403(b) plans are very similar to 401(k) plans but are offered by public schools and certain tax-exempt entities. Employees can contribute a portion of their wages to the plan on a tax-deferred basis (403(b) deferrals). These deferrals are subject to the same limitations as 401(k) plans ($18,000/$6,000 catch-up for 2016 and 2017). Employers can also make contributions; however, 403(b) plans are generally exempt from certain discrimination testing requirements if the employer does not make contributions to the plan. There is great flexibility in how these types of plans can be designed, and they can include many of the same features as 401(k) plans.

Davis -Bacon/Prevailing Wage Plans

A Davis-Bacon Plan is either a money purchase or profit sharing plan established to satisfy part of the prevailing wage requirement for federal public works projects. The profit sharing plan design may incorporate a 401(k) feature and may provide for regular profit sharing contributions to be offset by the prevailing wage contributions.

ESOPs

Employee Stock Ownership Plans (ESOPs) are plans that are designed to invest primarily in qualifying employer securities. In some ways, they are similar to profit sharing plans; however, the employer makes contributions to the plan in the form of shares of its own stock rather than cash. Contributions are tax-deductible, within certain limits. In addition, ESOPs can be “leveraged” which means that the ESOP finances the purchase of stock through debt obtained by the employer. They are a vehicle that is used to incentive employees by allowing them to share in the ownership of the company.

Money Purchase Pension Plans

Money purchase pension plans are plans that provide for a fixed annual employer contribution (typically, a percentage of compensation). They are similar to profit sharing plans; however, they are subject to certain funding requirements and distribution restrictions. Unlike profit sharing plans, employer contributions are mandatory. Historically, they were often coupled with a profit sharing plan so that the employer could maximize contributions; however, they have significantly declined in popularity over the last decade due to changes in the deduction limit for employer contributions.
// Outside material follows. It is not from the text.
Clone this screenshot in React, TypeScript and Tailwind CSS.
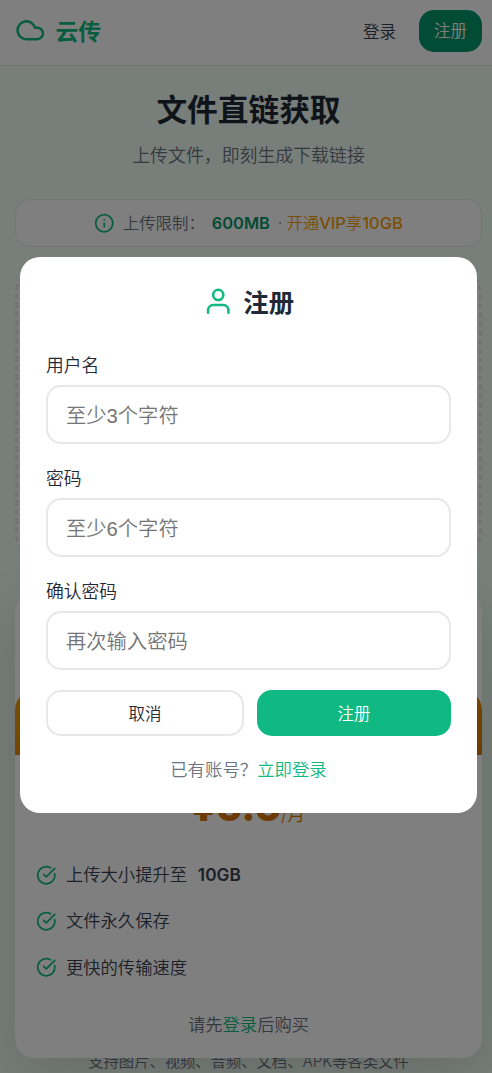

Simplified Employee Pension ("SEP IRA")

A SEP IRA is a simplified retirement plan that is most commonly used by small employers, although it can be used by businesses of any size. It allows employers to make a discretionary contributions on behalf of eligible employees up to 25% of pay, is easy to establish, does not require an annual Form 5500 filing, and has low administrative costs. However, it lacks the flexibility found in qualified plans, and the drawbacks often exceed the benefits for most employers.


SIMPLE IRA

A SIMPLE IRA is similar to a SEP IRA in that it is commonly used by small employers (generally, employers with 100 or less employees). Unlike a SEP IRA, the employer is required to make a contribution to the plan each year and employees may also contribute to the plan on a tax-deferred basis. It is easy to establish, does not require an annual Form 5500 filing, and has low administrative costs, but it also lacks the flexibility found in qualified plans.


SIMPLE 401(k) Plan

A SIMPLE 401(k) plan is similar to a SIMPLE IRA; however, the SIMPLE 401(k) plan is a qualified plan. SIMPLE 401(k)s are available for small employers (generally, employers with 100 or less employees) and are exempt from certain nondiscrimination testing requirements. They have more flexibility than SIMPLE IRAs but still lack key features found in traditional 401(k) plans.